>> begin SOURCE MATERIAL

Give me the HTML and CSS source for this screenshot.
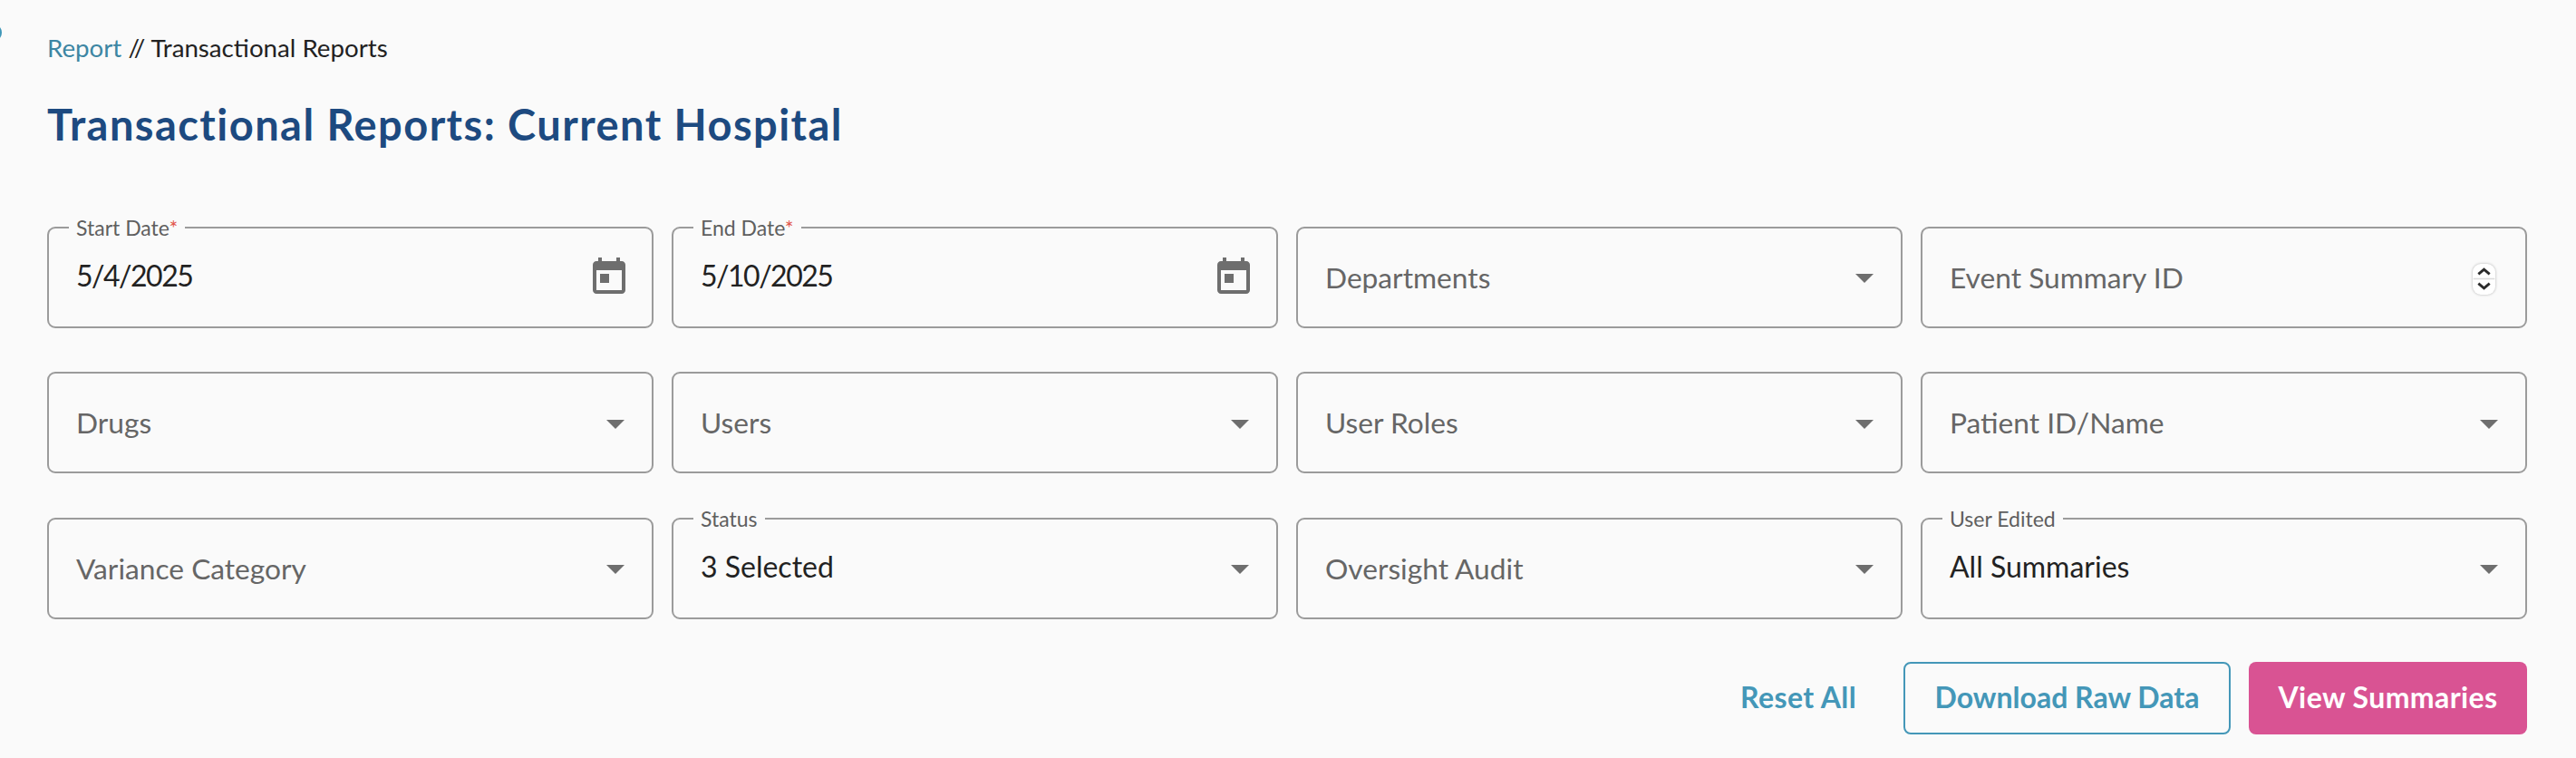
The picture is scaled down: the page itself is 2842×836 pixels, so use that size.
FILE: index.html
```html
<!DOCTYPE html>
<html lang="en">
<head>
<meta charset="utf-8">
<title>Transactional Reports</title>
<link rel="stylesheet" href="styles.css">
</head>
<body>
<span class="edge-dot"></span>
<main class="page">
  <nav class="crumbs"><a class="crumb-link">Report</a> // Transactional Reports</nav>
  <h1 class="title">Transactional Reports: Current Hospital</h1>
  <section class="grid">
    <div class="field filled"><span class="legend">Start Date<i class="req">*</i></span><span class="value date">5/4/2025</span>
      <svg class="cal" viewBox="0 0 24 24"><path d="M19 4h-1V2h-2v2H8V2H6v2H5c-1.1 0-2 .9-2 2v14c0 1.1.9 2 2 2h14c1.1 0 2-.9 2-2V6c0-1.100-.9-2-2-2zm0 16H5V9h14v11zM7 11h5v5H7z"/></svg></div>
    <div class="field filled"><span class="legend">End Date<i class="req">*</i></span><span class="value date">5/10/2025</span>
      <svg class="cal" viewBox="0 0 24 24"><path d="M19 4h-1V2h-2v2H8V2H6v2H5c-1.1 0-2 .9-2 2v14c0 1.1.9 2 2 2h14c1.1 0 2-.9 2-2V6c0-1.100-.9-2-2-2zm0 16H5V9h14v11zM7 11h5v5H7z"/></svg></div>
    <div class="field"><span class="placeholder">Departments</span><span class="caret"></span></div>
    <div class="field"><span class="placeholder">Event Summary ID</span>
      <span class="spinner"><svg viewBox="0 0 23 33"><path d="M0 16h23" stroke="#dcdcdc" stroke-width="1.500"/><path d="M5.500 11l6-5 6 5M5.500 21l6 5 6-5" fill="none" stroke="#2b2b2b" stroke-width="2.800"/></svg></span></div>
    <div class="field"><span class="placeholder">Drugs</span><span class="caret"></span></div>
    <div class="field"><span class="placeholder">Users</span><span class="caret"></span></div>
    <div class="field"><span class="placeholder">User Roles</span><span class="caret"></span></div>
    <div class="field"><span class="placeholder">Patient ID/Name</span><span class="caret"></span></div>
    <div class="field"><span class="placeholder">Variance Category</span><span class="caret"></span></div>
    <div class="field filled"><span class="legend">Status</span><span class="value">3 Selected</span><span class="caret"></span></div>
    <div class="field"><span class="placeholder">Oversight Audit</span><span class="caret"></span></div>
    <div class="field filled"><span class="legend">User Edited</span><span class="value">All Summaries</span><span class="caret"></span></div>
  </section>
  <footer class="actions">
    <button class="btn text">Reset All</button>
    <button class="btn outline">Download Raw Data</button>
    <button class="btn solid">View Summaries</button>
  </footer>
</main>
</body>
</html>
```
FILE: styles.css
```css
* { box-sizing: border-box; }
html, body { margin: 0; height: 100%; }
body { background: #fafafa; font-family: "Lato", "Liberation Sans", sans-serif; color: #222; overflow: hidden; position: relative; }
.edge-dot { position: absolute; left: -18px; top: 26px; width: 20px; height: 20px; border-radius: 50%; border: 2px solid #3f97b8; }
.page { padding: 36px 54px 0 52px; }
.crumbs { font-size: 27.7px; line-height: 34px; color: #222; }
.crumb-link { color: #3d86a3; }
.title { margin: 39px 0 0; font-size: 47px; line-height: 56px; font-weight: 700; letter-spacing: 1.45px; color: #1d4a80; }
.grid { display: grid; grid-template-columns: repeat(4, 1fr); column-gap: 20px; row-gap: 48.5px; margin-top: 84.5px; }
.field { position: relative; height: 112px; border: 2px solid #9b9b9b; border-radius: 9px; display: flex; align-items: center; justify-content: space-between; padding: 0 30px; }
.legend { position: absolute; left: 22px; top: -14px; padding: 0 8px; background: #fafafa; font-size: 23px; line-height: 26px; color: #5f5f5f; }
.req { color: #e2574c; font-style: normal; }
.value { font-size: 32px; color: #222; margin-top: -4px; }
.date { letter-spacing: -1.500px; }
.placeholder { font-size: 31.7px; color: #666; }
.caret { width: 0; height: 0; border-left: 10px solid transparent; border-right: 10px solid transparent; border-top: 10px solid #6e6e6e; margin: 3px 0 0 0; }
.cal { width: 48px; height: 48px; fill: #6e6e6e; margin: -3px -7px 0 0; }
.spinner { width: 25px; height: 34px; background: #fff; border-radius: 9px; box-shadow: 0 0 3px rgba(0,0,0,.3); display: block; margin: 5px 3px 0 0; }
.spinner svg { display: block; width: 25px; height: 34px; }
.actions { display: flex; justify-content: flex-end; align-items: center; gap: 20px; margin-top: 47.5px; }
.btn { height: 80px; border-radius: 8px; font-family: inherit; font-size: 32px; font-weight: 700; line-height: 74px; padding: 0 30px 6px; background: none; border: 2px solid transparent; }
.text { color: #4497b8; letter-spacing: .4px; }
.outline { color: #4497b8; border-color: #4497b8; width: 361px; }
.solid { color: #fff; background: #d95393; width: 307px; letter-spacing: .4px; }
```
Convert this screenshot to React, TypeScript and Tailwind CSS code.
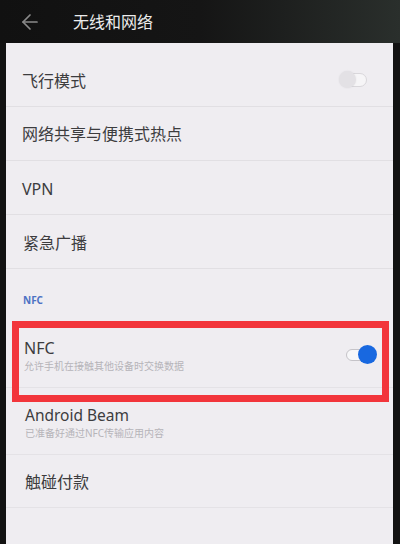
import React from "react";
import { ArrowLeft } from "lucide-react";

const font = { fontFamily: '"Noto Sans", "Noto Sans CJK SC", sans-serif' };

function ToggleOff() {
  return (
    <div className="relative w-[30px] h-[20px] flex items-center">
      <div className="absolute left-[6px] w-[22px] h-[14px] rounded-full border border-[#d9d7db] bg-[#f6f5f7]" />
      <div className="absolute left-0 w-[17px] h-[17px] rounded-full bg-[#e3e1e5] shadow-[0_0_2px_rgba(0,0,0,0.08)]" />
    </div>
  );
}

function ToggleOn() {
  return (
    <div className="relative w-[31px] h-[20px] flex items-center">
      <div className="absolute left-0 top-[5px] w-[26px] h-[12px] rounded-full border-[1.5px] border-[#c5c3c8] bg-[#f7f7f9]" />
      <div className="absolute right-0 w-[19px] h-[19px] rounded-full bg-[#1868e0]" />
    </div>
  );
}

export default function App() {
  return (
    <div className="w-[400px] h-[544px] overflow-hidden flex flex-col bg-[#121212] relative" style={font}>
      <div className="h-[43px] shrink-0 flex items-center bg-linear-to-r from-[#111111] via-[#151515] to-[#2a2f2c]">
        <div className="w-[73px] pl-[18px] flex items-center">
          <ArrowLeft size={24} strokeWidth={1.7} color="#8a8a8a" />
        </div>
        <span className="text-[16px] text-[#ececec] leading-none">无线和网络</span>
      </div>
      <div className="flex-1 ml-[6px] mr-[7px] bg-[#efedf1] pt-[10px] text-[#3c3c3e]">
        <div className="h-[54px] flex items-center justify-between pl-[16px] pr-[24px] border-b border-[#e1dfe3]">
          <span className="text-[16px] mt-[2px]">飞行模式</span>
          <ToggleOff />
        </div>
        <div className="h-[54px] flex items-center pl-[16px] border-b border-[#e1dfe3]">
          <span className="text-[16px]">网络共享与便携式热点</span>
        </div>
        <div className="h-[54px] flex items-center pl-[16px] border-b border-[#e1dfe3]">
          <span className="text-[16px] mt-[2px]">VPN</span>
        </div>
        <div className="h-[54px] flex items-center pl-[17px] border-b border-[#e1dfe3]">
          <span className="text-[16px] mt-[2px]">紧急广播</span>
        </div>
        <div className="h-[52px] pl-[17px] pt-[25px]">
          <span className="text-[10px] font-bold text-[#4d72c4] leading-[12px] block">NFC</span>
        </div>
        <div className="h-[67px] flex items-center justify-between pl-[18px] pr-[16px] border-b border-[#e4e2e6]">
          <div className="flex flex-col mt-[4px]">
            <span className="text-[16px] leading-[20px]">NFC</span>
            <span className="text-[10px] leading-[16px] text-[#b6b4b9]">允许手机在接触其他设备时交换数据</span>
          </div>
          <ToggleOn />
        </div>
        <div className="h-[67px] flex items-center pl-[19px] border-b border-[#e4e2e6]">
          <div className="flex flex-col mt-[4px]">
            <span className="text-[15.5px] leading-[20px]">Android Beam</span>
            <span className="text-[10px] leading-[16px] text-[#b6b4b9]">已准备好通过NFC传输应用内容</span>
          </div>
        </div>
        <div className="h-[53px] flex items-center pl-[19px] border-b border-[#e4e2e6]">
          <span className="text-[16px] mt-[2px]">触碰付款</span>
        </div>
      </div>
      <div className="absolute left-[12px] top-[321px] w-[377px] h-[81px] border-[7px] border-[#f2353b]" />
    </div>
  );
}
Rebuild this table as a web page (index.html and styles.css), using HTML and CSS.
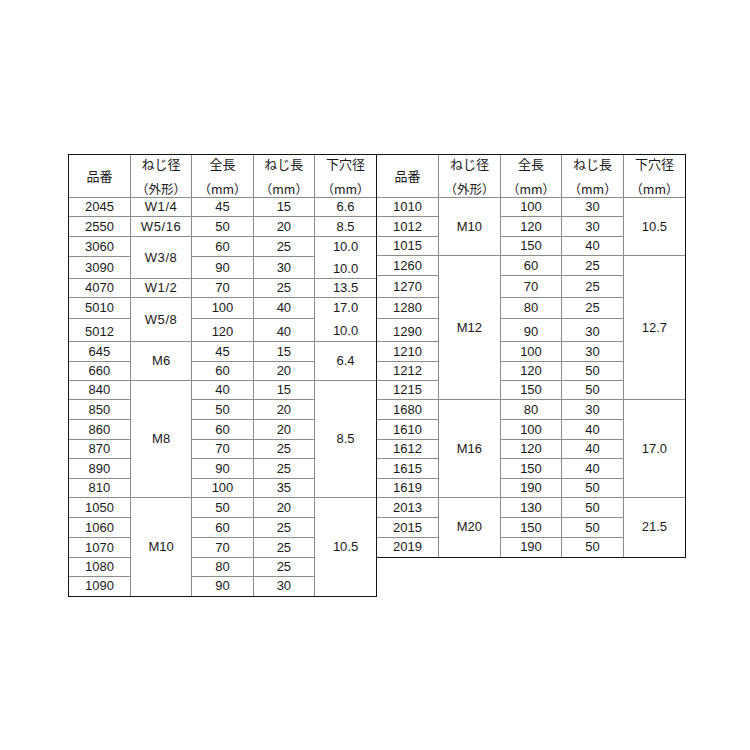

>> end SOURCE MATERIAL

● PROBLEM
Find the string "this" in the listing and return every line that holds it.

● FULL ANSWER
Give me the HTML and CSS source for this screenshot.
Convert this screenshot to React, TypeScript and Tailwind CSS code.
Rebuild this table as a web page (index.html and styles.css), using HTML and CSS.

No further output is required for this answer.